Gan Shan Station pumps out Asian flavor

By Katelynn Watkins – kwatkins@unca.edu – Staff Writer | April 8, 2015 |

Gas stations are easy to spot. They’re located on busy highways or street corners and have customer parking spaces, which is partially why Patrick O’Cain, owner and co-chef at Gan Shan Station, chose an old fill-up station on Charlotte Street as the location for his restaurant.

“I grew up here,” O’Cain said. “This was the gas station we always went to as kids.”

The station has stood since the 1940s, O’Cain said, owned and operated locally before being taken over by Shell Oil Company. Since then, it’s been sort of lost in the hustle and bustle of north Asheville traffic.

Until now.

Around November 2013, the idea for Gan Shan Station started becoming a reality. O’Cain said he went to A-B Tech for its culinary programs before working at various restaurants in the area, including Cúrate. After working with some kitchens in Charleston and eyeing the old station for an extension of those restaurants, he was finally ready to make it his own.

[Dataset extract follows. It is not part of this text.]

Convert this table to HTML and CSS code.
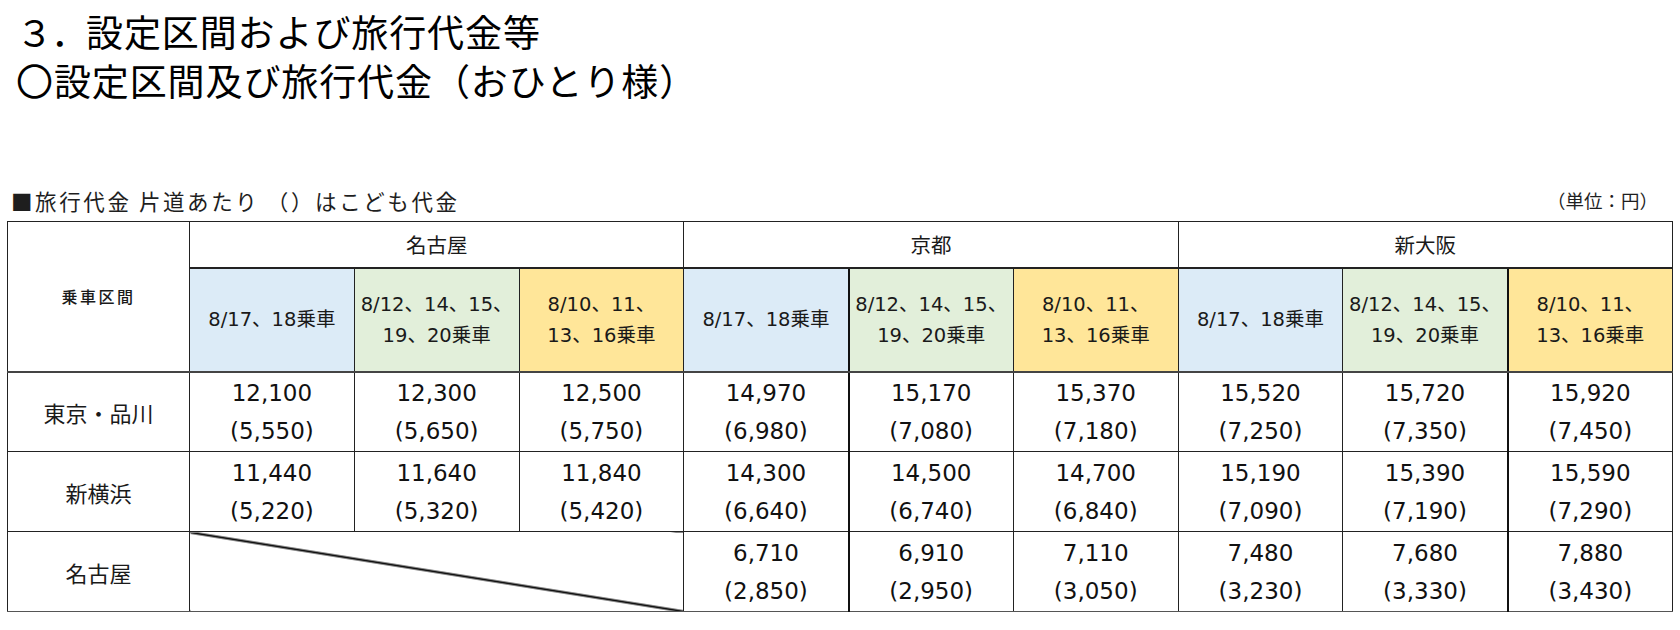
FILE: index.html
```html
<!DOCTYPE html>
<html lang="ja">
<head>
<meta charset="utf-8">
<title>設定区間および旅行代金等</title>
<link rel="stylesheet" href="styles.css">
</head>
<body>
<div class="page">
  <div class="titles">
    <div class="title"><span class="num">３．</span>設定区間および旅行代金等</div>
    <div class="title">〇設定区間及び旅行代金（おひとり様）</div>
  </div>
  <div class="caption">
    <span class="note">■旅行代金 片道あたり （）はこども代金</span>
    <span class="unit">（単位：円）</span>
  </div>
  <table class="fares">
    <colgroup>
      <col class="c-label">
      <col><col><col><col><col><col><col><col><col>
    </colgroup>
    <tr class="h1">
      <th rowspan="2" class="sect">乗車区間</th>
      <th colspan="3">名古屋</th>
      <th colspan="3">京都</th>
      <th colspan="3">新大阪</th>
    </tr>
    <tr class="h2">
      <th class="blue">8/17、18乗車</th>
      <th class="green">8/12、14、15、<br>19、20乗車</th>
      <th class="yellow">8/10、11、<br>13、16乗車</th>
      <th class="blue">8/17、18乗車</th>
      <th class="green tk">8/12、14、15、<br>19、20乗車</th>
      <th class="yellow">8/10、11、<br>13、16乗車</th>
      <th class="blue">8/17、18乗車</th>
      <th class="green">8/12、14、15、<br>19、20乗車</th>
      <th class="yellow tk">8/10、11、<br>13、16乗車</th>
    </tr>
    <tr class="row">
      <th class="st">東京・品川</th>
      <td>12,100<br>(5,550)</td>
      <td>12,300<br>(5,650)</td>
      <td>12,500<br>(5,750)</td>
      <td>14,970<br>(6,980)</td>
      <td class="tk">15,170<br>(7,080)</td>
      <td>15,370<br>(7,180)</td>
      <td>15,520<br>(7,250)</td>
      <td>15,720<br>(7,350)</td>
      <td class="tk">15,920<br>(7,450)</td>
    </tr>
    <tr class="row row2">
      <th class="st">新横浜</th>
      <td>11,440<br>(5,220)</td>
      <td>11,640<br>(5,320)</td>
      <td>11,840<br>(5,420)</td>
      <td>14,300<br>(6,640)</td>
      <td class="tk">14,500<br>(6,740)</td>
      <td>14,700<br>(6,840)</td>
      <td>15,190<br>(7,090)</td>
      <td>15,390<br>(7,190)</td>
      <td class="tk">15,590<br>(7,290)</td>
    </tr>
    <tr class="row last">
      <th class="st">名古屋</th>
      <td colspan="3" class="slash"></td>
      <td>6,710<br>(2,850)</td>
      <td class="tk">6,910<br>(2,950)</td>
      <td>7,110<br>(3,050)</td>
      <td>7,480<br>(3,230)</td>
      <td>7,680<br>(3,330)</td>
      <td class="tk">7,880<br>(3,430)</td>
    </tr>
  </table>
</div>
</body>
</html>
```

FILE: styles.css
```css
html, body {
  margin: 0;
  padding: 0;
  background: #ffffff;
}

.page {
  width: 1680px;
  height: 630px;
  overflow: hidden;
  color: #000;
  font-family: "Noto Sans CJK JP", "Noto Sans", sans-serif;
}

.titles {
  padding: 7px 0 0 16px;
}

.title {
  font-size: 37px;
  line-height: 49px;
  letter-spacing: 0.9px;
  color: #000;
  white-space: nowrap;
}

.title .num {
  letter-spacing: -2px;
}

.caption {
  display: flex;
  justify-content: space-between;
  align-items: center;
  width: 1665px;
  margin: 80px 0 0 7px;
  height: 30px;
  color: #1e1e1e;
}

.note {
  font-size: 21.5px;
  letter-spacing: 2.6px;
  padding-left: 4px;
  white-space: nowrap;
}

.unit {
  font-size: 18.5px;
  padding-right: 14px;
  white-space: nowrap;
}

.fares {
  border-collapse: collapse;
  table-layout: fixed;
  width: 1666px;
  margin: 6px 0 0 7px;
  color: #1a1a1a;
  font-family: "DejaVu Sans", "Noto Sans CJK JP", sans-serif;
  font-weight: normal;
}

.fares col.c-label {
  width: 182px;
}

.fares th,
.fares td {
  border: 1px solid #222;
  padding: 0;
  text-align: center;
  vertical-align: middle;
  font-weight: normal;
  white-space: nowrap;
}

.h1 {
  height: 46px;
}

.h1 th {
  font-family: "Noto Sans CJK JP", sans-serif;
  font-size: 20.5px;
  border-bottom: 2px solid #222;
}

.h1 th.sect {
  font-size: 16px;
  font-weight: 500;
  letter-spacing: 2.5px;
  border-bottom: 2px solid #444;
}

.h2 {
  height: 104px;
}

.h2 th {
  font-size: 19.5px;
  line-height: 31px;
  border-bottom: 2px solid #444;
  overflow: visible;
}

.blue { background: #dcebf7; }
.green { background: #e2efda; }
.yellow { background: #ffe699; }

.fares .tk {
  border-left: 2px solid #111;
}

.row {
  height: 80px;
}

.row td {
  font-size: 23px;
  line-height: 38px;
  color: #111;
}

.row th.st {
  font-family: "Noto Sans CJK JP", sans-serif;
  font-size: 22px;
}

.last th,
.last td {
  border-bottom: 1px solid #555;
}

.slash {
  background: linear-gradient(to top right,
    transparent calc(50% - 1.6px),
    #111 calc(50% - 0.7px),
    #111 calc(50% + 0.7px),
    transparent calc(50% + 1.6px));
}
```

“I’ve always enjoyed making and eating Asian food,” O’Cain said. “After my uncle gave my parents a Szechuan cookbook when I was a kid, I started working with it and really enjoyed myself.”

The current menu includes specialties like squid salad and mapo tofu, a traditional Chinese dish including tofu and chili oils, that O’Cain said has always been one of his favorites. Dishes change with the seasons, he said, so as the weather gets warmer the menu will move toward more Thai items and offerings from tropical areas of Asia.

The open kitchen allows customers dining inside to watch as their food is prepared and cooked, and random elements of the décor include reminders of the building’s former purpose, such as the outline of a track or the overhang out front.

Two newcomers to the restaurant since its late 2014 opening, Jill and Rabon Bissett were excited to see a new place coming to their neighborhood but had not made it to check it out until Thursday evening.

Passing up on one of the Asian imported brews, the sisters moved to appetizers. They settled on beef dumplings and tried a bit of the Szechuan ears.

“I love dumplings, but I don’t know about those ears,” Rabon said. “These crunchier ones are pretty good, and I like these mushrooms, the way they’re cooked down and everything.”

The dish is a mixture of fried and poached pieces of pigs’ ears. Mushrooms are also tossed in with the slightly spicy cilantro and garlic flavors.

For the main course, the sisters decide to split the pork ramen, which comes with a whole egg, scallions, bean sprouts and alkaline noodle amidst the sweet pork broth.

“It’s definitely sweeter than I expected,” Jill said, “but still really savory and filling without being too much.”

The restaurant is still on its way, with O’Cain making changes to both the building and the menu. However, he said most of his customers have responded well and become fairly regular diners.

“A lot of the folks who remember when this was a gas station tell me they’re glad someone did something with the place,” he said. “I think that’s why we get more of the older clientele; they’re the locals that remember what it once was.”

As the restaurant becomes more of a familiar sight on Charlotte Street, O’Cain said he hopes more locals will stop by and make it one of their favorite stops off the busy street.

After all, that is what the place was built for.